Livraisons Tesla en retard, PDG jugé: Wall Street s'alarme

Les inquiétudes sur l'avenir du constructeur automobile Tesla ont refait brusquement surface jeudi avec des livraisons de véhicules bien en-dessous des attentes, donnant des sueurs froides aux investisseurs de Wall Street au moment où son PDG Elon Musk était jugé à New York pour outrage.

Voir aussi: Tesla: Elon Musk jugé pour outrage à autorité

Le constructeur américain a livré 63.000 véhicules à ses clients au cours des trois premiers mois de l'année, soit 31% de moins qu'au trimestre précédent et moins que les 76.000 unités attendues en moyenne par les analystes interrogés par le cabinet FactSet.

Au centre des préoccupations des investisseurs, les livraisons de Model 3 --voiture censée transformer Tesla en producteur de masse-- n'ont été que de 50.900 unités, contre 54.600 anticipées. Tesla mise pourtant beaucoup sur cette voiture, plus compacte et moins onéreuse que ses Model S et Model X.

Ces chiffres décevants ont eu pour conséquence de faire dégringoler le titre de 8,23% à Wall Street, à 267,78 dollars.

Le rapport publié par Tesla est "bien pire qu'anticipé", selon les analystes de JPMorgan Chase, qui ont revu de ce fait à la baisse leur perspective sur le cours de l'action, de 215 à 200 dollars.

Les craintes concernant le constructeur de voitures électriques ne sont pas nouvelles, le groupe soulevant fréquemment des interrogations quant à ses objectifs sur ce marché. Mais elles sont brusquement revenues sur le devant de la scène jeudi après l'annonce de ces chiffres.

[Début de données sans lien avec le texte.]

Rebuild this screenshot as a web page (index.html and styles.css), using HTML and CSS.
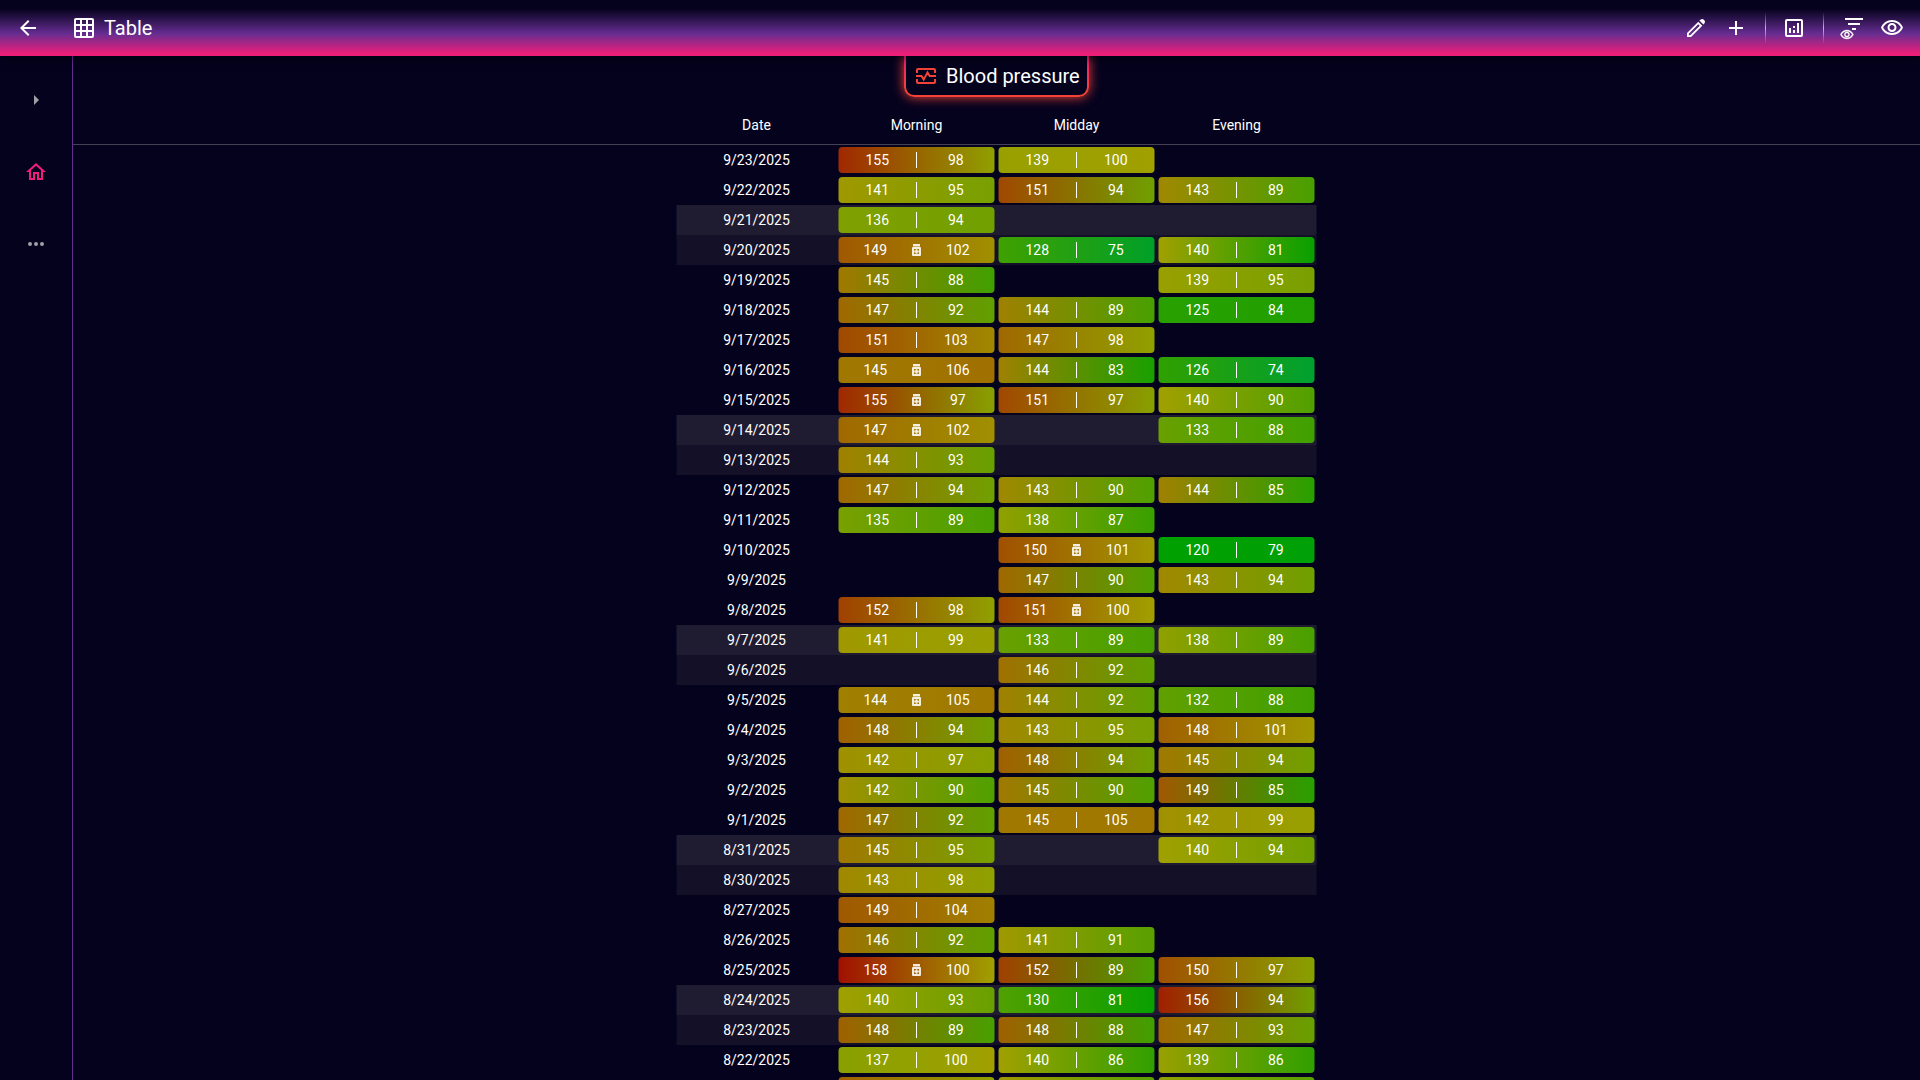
FILE: index.html
```html
<!DOCTYPE html>
<html lang="en">
<head>
<meta charset="utf-8">
<title>Table</title>
<link rel="stylesheet" href="styles.css">
</head>
<body>
<header class="appbar">
  <svg class="icon back" viewBox="0 0 24 24"><path d="M20 11H7.83l5.59-5.59L12 4l-8 8 8 8 1.41-1.41L7.83 13H20z"/></svg>
  <svg class="icon" viewBox="0 0 24 24"><path fill-rule="evenodd" d="M4 2h16a2 2 0 0 1 2 2v16a2 2 0 0 1-2 2H4a2 2 0 0 1-2-2V4a2 2 0 0 1 2-2zM4 4v4h4V4zm6 0v4h4V4zm6 0v4h4V4zM4 10v4h4v-4zm6 0v4h4v-4zm6 0v4h4v-4zM4 16v4h4v-4zm6 0v4h4v-4zm6 0v4h4v-4z"/></svg>
  <h1 class="title">Table</h1>
  <nav class="actions">
    <svg class="icon" viewBox="0 0 24 24"><path fill-rule="evenodd" d="M3 17 14.300 5.700l4 4L7 21H3zM4.800 17.800v1.400h1.400l9.500-9.500-1.400-1.400zM15.400 4.600l1.400-1.100a2.200 2.200 0 0 1 3 .200l.500.500a2.200 2.200 0 0 1 .200 3l-1.100 1.400z"/></svg>
    <svg class="icon plus" viewBox="0 0 24 24"><path d="M19 13h-6v6h-2v-6H5v-2h6V5h2v6h6z"/></svg>
    <span class="divider"></span>
    <svg class="icon" viewBox="0 0 24 24"><path fill-rule="evenodd" d="M19 3H5a2 2 0 0 0-2 2v14a2 2 0 0 0 2 2h14a2 2 0 0 0 2-2V5a2 2 0 0 0-2-2zm0 16H5V5h14zM7 12h2v5H7zM15 7h2v10h-2zM11 14h2v3h-2zM11 10h2v2h-2z"/></svg>
    <span class="divider"></span>
    <svg class="icon filter" viewBox="0 0 24 24"><path d="M5 2h18v2H5zM8 7h12v2H8zM12 12h4v2h-4z"/><g class="mini-eye" transform="translate(-.300 11.600) scale(.6)"><path d="M12 6c3.790 0 7.170 2.130 8.820 5.500C19.170 14.870 15.790 17 12 17s-7.170-2.130-8.820-5.500C4.830 8.130 8.210 6 12 6m0-2C7 4 2.730 7.110 1 11.500 2.730 15.890 7 19 12 19s9.270-3.110 11-7.500C21.270 7.110 17 4 12 4zm0 5c1.380 0 2.500 1.120 2.500 2.500S13.380 14 12 14s-2.500-1.120-2.500-2.500S10.620 9 12 9m0-2c-2.480 0-4.500 2.020-4.500 4.500S9.520 16 12 16s4.500-2.020 4.500-4.500S14.480 7 12 7z"/></g></svg>
    <svg class="icon" viewBox="0 0 24 24"><path d="M12 6c3.790 0 7.170 2.130 8.820 5.500C19.170 14.870 15.790 17 12 17s-7.170-2.130-8.820-5.500C4.830 8.130 8.210 6 12 6m0-2C7 4 2.730 7.110 1 11.500 2.730 15.890 7 19 12 19s9.270-3.110 11-7.500C21.270 7.110 17 4 12 4zm0 5c1.380 0 2.500 1.120 2.500 2.500S13.380 14 12 14s-2.500-1.120-2.500-2.500S10.620 9 12 9m0-2c-2.480 0-4.500 2.020-4.500 4.500S9.520 16 12 16s4.500-2.020 4.500-4.500S14.480 7 12 7z"/></svg>
  </nav>
</header>
<div class="layout">
  <aside class="sidebar">
    <svg class="side-icon" viewBox="0 0 24 24"><path d="m10 17 5-5-5-5z"/></svg>
    <svg class="side-icon active" viewBox="0 0 24 24"><path d="m12 5.690 5 4.500V18h-2v-6H9v6H7v-7.810zM12 3 2 12h3v8h6v-6h2v6h6v-8h3z"/></svg>
    <svg class="side-icon" viewBox="0 0 24 24"><path d="M6 10a2 2 0 1 0 0 4 2 2 0 0 0 0-4zm12 0a2 2 0 1 0 0 4 2 2 0 0 0 0-4zm-6 0a2 2 0 1 0 0 4 2 2 0 0 0 0-4z"/></svg>
  </aside>
  <main class="content">
    <div class="head">
      <div class="badge">
        <svg class="pulse" viewBox="0 0 24 24"><path d="M3 9V6a1 1 0 0 1 1-1h16a1 1 0 0 1 1 1v3M3 15v3a1 1 0 0 0 1 1h16a1 1 0 0 0 1-1v-3M2 12h5.500l2.200 3.600 3.800-7.200L15.700 12H22"/></svg>
        <span class="name">Blood pressure</span>
      </div>
      <div class="row columns"><span>Date</span><span>Morning</span><span>Midday</span><span>Evening</span></div>
    </div>
    <div class="rows" id="rows"></div>
  </main>
</div>
<script src="table.js"></script>
</body>
</html>
```
FILE: styles.css
```css
* { box-sizing: border-box; }
body {
  margin: 0;
  height: 100vh;
  overflow: hidden;
  display: flex;
  flex-direction: column;
  background: #05021e;
  color: #fff;
  font: 14px/20px Roboto, sans-serif;
}
.appbar {
  position: relative;
  z-index: 1;
  flex: none;
  height: 56px;
  display: flex;
  align-items: center;
  padding: 0 16px;
  background: linear-gradient(#05021e 0%, #05021e 16%, #662d91 60%, #ed1e79 96%);
  box-shadow: 0 2px 10px #0008;
}
.icon { width: 24px; height: 24px; fill: #fff; flex: none; display: block; }
.back { margin-right: 32px; }
.title { margin: 0 0 0 8px; font-size: 20px; line-height: 32px; font-weight: 400; }
.actions { margin-left: auto; display: flex; align-items: center; }
.plus { margin: 0 17px 0 16px; }
.mini-eye { stroke: #fff; stroke-width: .5; }
.divider { width: 1px; height: 32px; margin-right: 16px; background: linear-gradient(#fff0, #fffa, #fff0); }
.divider + .icon { margin-right: 17px; }
.divider + .filter { margin-right: 16px; }
.layout { flex: 1; min-height: 0; display: flex; }
.sidebar {
  width: 73px;
  flex: none;
  border-right: 1px solid #662d91;
  padding-top: 32px;
  display: flex;
  flex-direction: column;
  align-items: center;
  gap: 48px;
}
.side-icon { width: 24px; height: 24px; fill: #a09fa8; flex: none; }
.side-icon.active { fill: #ed1e79; }
.content { flex: 1; min-width: 0; display: flex; flex-direction: column; }
.head {
  flex: none;
  height: 89px;
  border-bottom: 1px solid #434153;
  display: flex;
  flex-direction: column;
  align-items: center;
}
.badge {
  width: 185px;
  height: 41px;
  display: flex;
  align-items: center;
  gap: 8px;
  padding: 0 8px;
  border: 2px solid transparent;
  border-top: 0;
  border-radius: 0 0 10px 10px;
  background:
    linear-gradient(#05021e, #05021e) padding-box,
    linear-gradient(#ed1e79, #f44336 85%) border-box;
  box-shadow: 0 0 12px #f44336;
  font-size: 20px;
  white-space: nowrap;
}
.pulse { width: 24px; height: 24px; fill: none; stroke: #f44336; stroke-width: 2; flex: none; }
.name { padding-top: 1px; }
.row {
  display: grid;
  grid-template-columns: repeat(4, 160px);
  align-items: center;
  text-align: center;
  height: 30px;
}
.columns { margin-top: 13px; }
.rows {
  display: flex;
  flex-direction: column;
  align-items: center;
  margin-right: 1px;
  transform: translateX(.5px);
}
.saturday { background: #131027; }
.sunday { background: #1f1c32; }
.chip {
  --from: hsl(calc((160 - var(--sys)) * 3) 100% 31.4%);
  --to: hsl(calc((120 - var(--dia)) * 3) 100% 31.4%);
  margin: 0 2px;
  height: 26px;
  border-radius: 4px;
  display: flex;
  align-items: center;
  background: linear-gradient(90deg, var(--from), var(--to));
}
.bar { width: 1px; height: 16px; background: #fff; transform: translateX(-.5px); }
.value { flex: 1; }
.jar { width: 9px; height: 12px; fill: #fff; opacity: .88; flex: none; transform: translateX(-.5px); }
```
FILE: table.js
```js
// Each line: date, then morning, midday and evening readings; "m" marks medication.
const data = `9/23 155/98 139/100 -
9/22 141/95 151/94 143/89
9/21 136/94 - -
9/20 149/102m 128/75 140/81
9/19 145/88 - 139/95
9/18 147/92 144/89 125/84
9/17 151/103 147/98 -
9/16 145/106m 144/83 126/74
9/15 155/97m 151/97 140/90
9/14 147/102m - 133/88
9/13 144/93 - -
9/12 147/94 143/90 144/85
9/11 135/89 138/87 -
9/10 - 150/101m 120/79
9/9 - 147/90 143/94
9/8 152/98 151/100m -
9/7 141/99 133/89 138/89
9/6 - 146/92 -
9/5 144/105m 144/92 132/88
9/4 148/94 143/95 148/101
9/3 142/97 148/94 145/94
9/2 142/90 145/90 149/85
9/1 147/92 145/105 142/99
8/31 145/95 - 140/94
8/30 143/98 - -
8/27 149/104 - -
8/26 146/92 141/91 -
8/25 158/100m 152/89 150/97
8/24 140/93 130/81 156/94
8/23 148/89 148/88 147/93
8/22 137/100 140/86 139/86
8/21 148/98 141/91 138/91`;

const jar = '<svg class="jar" viewBox="0 0 9 12"><path fill-rule="evenodd" d="M1 0h7v2.600H1zM1 3h7a1 1 0 0 1 1 1v7a1 1 0 0 1-1 1H1a1 1 0 0 1-1-1V4a1 1 0 0 1 1-1zM2 5v5h5V5zM3.600 5.200h1.800v1.400H6.800v1.800H5.400v1.400H3.600V8.400H2.200V6.600h1.400z"/></svg>';

function chip(reading) {
  if (reading === '-') return '<span></span>';
  const med = reading.endsWith('m');
  const [sys, dia] = reading.replace('m', '').split('/');
  return `<div class="chip" style="--sys:${sys};--dia:${dia}"><span class="value">${sys}</span>${med ? jar : '<span class="bar"></span>'}<span class="value">${dia}</span></div>`;
}

document.getElementById('rows').innerHTML = data.split('\n').map(line => {
  const [date, ...readings] = line.split(' ');
  const day = new Date(date + '/2025').getDay();
  const tone = day === 0 ? ' sunday' : day === 6 ? ' saturday' : '';
  return `<div class="row${tone}"><span>${date}/2025</span>${readings.map(chip).join('')}</div>`;
}).join('');
```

Dans son rapport mercredi, Tesla a mis en avant la forte augmentation des délais de livraison, conséquence des commandes importantes en provenance d'Europe et de Chine. "Nous n'avions livré au 21 mars que la moitié des volumes du trimestre", a justifié le groupe en affirmant qu'environ 10.600 voitures étaient actuellement en transit.

 

"Incongruité"

Fin mars, le patron de Tesla Elon Musk avait déjà demandé "de l'aide" à ses salariés dans un courriel, les priant de faire des délais de livraison des voitures leur "priorité", selon la presse américaine.

"La livraison de véhicules dans le monde entier depuis la Californie présente des défis logistiques", affirme la société Briefing dans une note jeudi, rappelant que Tesla ne peut enregistrer de rentrée d'argent avant que la commande n'arrive à destination.

Ces analystes soulignent également le poids de la baisse en début d'année d'un crédit d'impôt fédéral accordé aux voitures propres aux Etats-Unis, encourageant de fait des achats par anticipation fin 2018, malgré l'annonce par Tesla depuis de deux baisses de prix consécutives pour parer au flétrissement de l'incitation fiscale.

"En résumé, ce rapport alimente les craintes déjà bien présentes au premier trimestre d'une baisse de la demande", ont noté les analystes de Briefing.

Ces incertitudes pourraient peser sur les objectifs de Tesla, qui prévoit toujours de livrer 360.000 à 400.000 véhicules sur l'ensemble de l'année.

Ce niveau, réaffirmé par le constructeur automobile mercredi, entre toutefois en contradiction avec un tweet de son PDG Elon Musk, qui avait assuré en février que la société allait produire 500.000 voitures en 2019. Une affirmation sur laquelle il était toutefois revenu quelques heures plus tard.

"L'incongruité désormais manifeste entre les anticipations du PDG et les données officielles de l'entreprise pourraient heurter la perception des investisseurs lors des futures prises de parole managériales et éroder un peu plus la confiance dans le titre en Bourse", a affirmé JPMorgan Chase.

Le compte Twitter d'Elon Musk lui a justement valu d'être jugé jeudi à New York pour outrage à autorité, accusé par le gendarme de la Bourse (SEC) d'avoir multiplié des messages dont le contenu était susceptible de tromper les investisseurs et d'influencer le cours de l'action Tesla.

Une juge fédérale a renvoyé les deux parties dos à dos, leur accordant deux semaines pour régler leur différend.